Without following in Macdonald's exact political footsteps, Hertzberg has, in effect, assimilated as much as possible of his predecessor's gift of fusing urbane humor with earnestness. They seem also to share a sense that political prose can be practiced as one of the minor but vital departments of literature -- charged with the civilizing mission of holding public life (including journalism itself) answerable to higher standards than those manifest at any given moment.

A case in point is the piece from 1987 analyzing the newspaper "scoop" concerning Gary Hart's fling with Donna Rice. When the candidate "noticed the carful of men parked in the gloom outside his house," writes Hertzberg, "he should have called the police and told them he had reason to believe a Libyan hit squad was shadowing him. A couple of reporters spread-eagled against a fender, surrounded by cruisers with red lights flashing and radios barking, might have done wonders for journalistic ethics."

Hertzberg's own politics -- as you probably suspect by now -- are unabashedly liberal, following the classic definition of a liberal as someone for whom cruelty is the one really intolerable human quality. He also embodies the liberal's distrust of both ideology ("a real time-saver, because it tells you what to think about things you know nothing about") and of "received ideas" (that is, commonplace truisms that short-circuit reflection).

Consider, for example, the thought-stopping powers of the term "mainstream." Hertzberg writes that "this sanctification of the mainstream as a political Ganges, a sacred river whose waters cleanse all impurities, is a thoroughly bad business. Mainstream-mongering suggests that the test of an idea is not logic, reason or merit but conventionality. It implies that an unpopular, or even an unfamiliar, idea is per se a bad idea. ... Without tributaries, the mainstream dries up."

The problem now, of course, is that the vaunted "mainstream" catches ever more of the run-off generated by the entertainment industry. Hertzberg's book reached me in galleys well before early June, when the nation said its epochal goodbye to the actor and president who shaped the past quarter century more than any other figure. In a review of the memoirs that Ronald Reagan (or someone) wrote after leaving office, Hertzberg wrote: "His head is full of stories. He is unable to think analytically. He is ignorant. He has notions about the way things work, but he doesn't notice when these notions contradict each other. He has difficulty distinguishing between fantasy and reality. He believes fervently in happy endings. He is passive and fatalistic."

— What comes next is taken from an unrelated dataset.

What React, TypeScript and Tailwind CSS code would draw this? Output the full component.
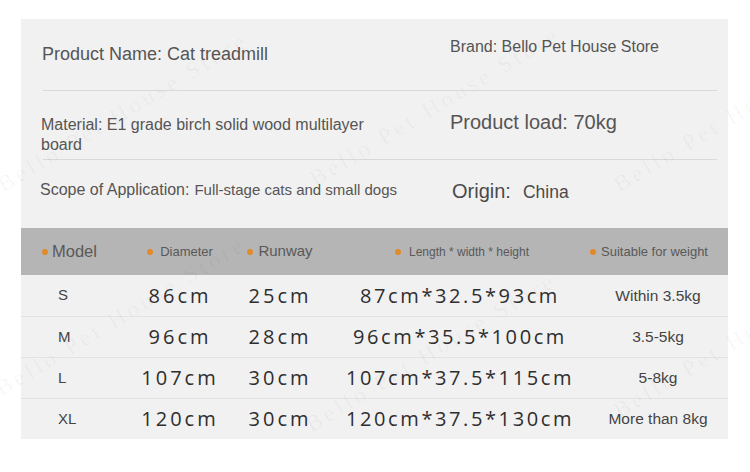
import React from 'react';

const sans = { fontFamily: '"Liberation Sans", Arial, sans-serif' };
const num = { fontFamily: '"Open Sans", sans-serif' };

const rows = [
  { model: 'S', diameter: '86cm', runway: '25cm', size: '87cm*32.5*93cm', weight: 'Within 3.5kg' },
  { model: 'M', diameter: '96cm', runway: '28cm', size: '96cm*35.5*100cm', weight: '3.5-5kg' },
  { model: 'L', diameter: '107cm', runway: '30cm', size: '107cm*37.5*115cm', weight: '5-8kg' },
  { model: 'XL', diameter: '120cm', runway: '30cm', size: '120cm*37.5*130cm', weight: 'More than 8kg' },
];

const marks = [
  'left-[6px] top-[172px]',
  'left-[318px] top-[166px]',
  'left-[622px] top-[172px]',
  'left-[4px] top-[376px]',
  'left-[314px] top-[412px]',
  'left-[622px] top-[398px]',
];

const Dot = () => <span className="inline-block w-[6px] h-[6px] rounded-full bg-[#e08a2a]" />;

export default function App() {
  return (
    <div className="relative w-[750px] h-[472px] bg-white overflow-hidden" style={sans}>
      <div className="pt-[19px] pl-[21px]">
        <div className="w-[707px] bg-[#f2f1f1] text-[#555]">
          {/* Info block */}
          <div className="ml-[22px] mr-[11px]">
            <div className="grid grid-cols-[407px_1fr] h-[72px] border-b border-[#d9d9d9]">
              <div className="pt-[25px] text-[18px] leading-[21px] -ml-px">Product Name: Cat treadmill</div>
              <div className="pt-[19px] text-[16px] leading-[18px]">Brand: Bello Pet House Store</div>
            </div>
            <div className="grid grid-cols-[407px_1fr] h-[69px] border-b border-[#d9d9d9]">
              <div className="pt-[24px] text-[16px] leading-[20px] max-w-[345px] -ml-[2px]">
                Material: E1 grade birch solid wood multilayer board
              </div>
              <div className="pt-[20px] text-[20px] leading-[23px]">Product load: 70kg</div>
            </div>
            <div className="grid grid-cols-[407px_1fr] h-[68px]">
              <div className="pt-[20px] leading-[20px] -ml-[3px] whitespace-nowrap">
                <span className="text-[16px]">Scope of Application:</span>
                <span className="text-[15px] ml-[5px]">Full-stage cats and small dogs</span>
              </div>
              <div className="pt-[20px] leading-[22px] ml-[2px] text-[#4a4a4a]">
                <span className="text-[20px]">Origin:</span>
                <span className="text-[17.5px] ml-[12px]">China</span>
              </div>
            </div>
          </div>

          {/* Table header */}
          <div className="flex items-center h-[47px] bg-[#b5b5b5] text-[#595959]">
            <div className="w-[109px] pl-[21px] flex items-center gap-[4px]">
              <Dot />
              <span className="text-[16.5px]">Model</span>
            </div>
            <div className="w-[100px] flex items-center justify-center gap-[7px]">
              <Dot />
              <span className="text-[13px]">Diameter</span>
            </div>
            <div className="w-[100px] flex items-center justify-center gap-[5px]">
              <Dot />
              <span className="text-[15px]">Runway</span>
            </div>
            <div className="w-[260px] flex items-center justify-center gap-[8px] pl-[4px]">
              <Dot />
              <span className="text-[12px]">Length * width * height</span>
            </div>
            <div className="flex-1 flex items-center justify-center gap-[5px] pr-[20px]">
              <Dot />
              <span className="text-[13px]">Suitable for weight</span>
            </div>
          </div>

          {/* Table rows */}
          {rows.map((r, i) => (
            <div
              key={r.model}
              className={`flex items-center h-[41px] ${i > 0 ? 'border-t border-[#e3e3e3]' : ''}`}
            >
              <div className="w-[109px] pl-[37px] text-[15px] text-[#444]">{r.model}</div>
              <div className="w-[100px] text-center text-[20px] tracking-[3px] text-[#2e2e2e]" style={num}>
                {r.diameter}
              </div>
              <div className="w-[100px] text-center text-[20px] tracking-[3px] text-[#2e2e2e]" style={num}>
                {r.runway}
              </div>
              <div className="w-[260px] text-center text-[20px] tracking-[2.6px] text-[#2e2e2e]" style={num}>
                {r.size}
              </div>
              <div className="flex-1 text-center text-[15.5px] text-[#444] pr-[2px]">{r.weight}</div>
            </div>
          ))}
        </div>
      </div>

      {/* Watermark */}
      {marks.map((m) => (
        <span
          key={m}
          className={`absolute ${m} origin-bottom-left -rotate-[31deg] whitespace-nowrap text-[23px] leading-[25px] tracking-[4px] text-black/[0.04] pointer-events-none`}
          style={{ fontFamily: '"Liberation Serif", serif' }}
        >
          Bello Pet House Store
        </span>
      ))}
    </div>
  );
}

One plausible response to this situation is the defensive reflex of contempt. Hertzberg's prose can sting at times, but he is too intelligent to confuse satire, however pointed, with political efficacy. He sometimes manifests a greater faith in the political process than it may deserve. One essay even refers to Washington (in the Reagan era, no less) as the scene of "real heroism ... the practical attempt to build something decent out of materials that are exceedingly imperfect." There may be levels of irony to this sentiment. But it manifests a sense of irony much more complex, and much more honorable, than mere sarcasm.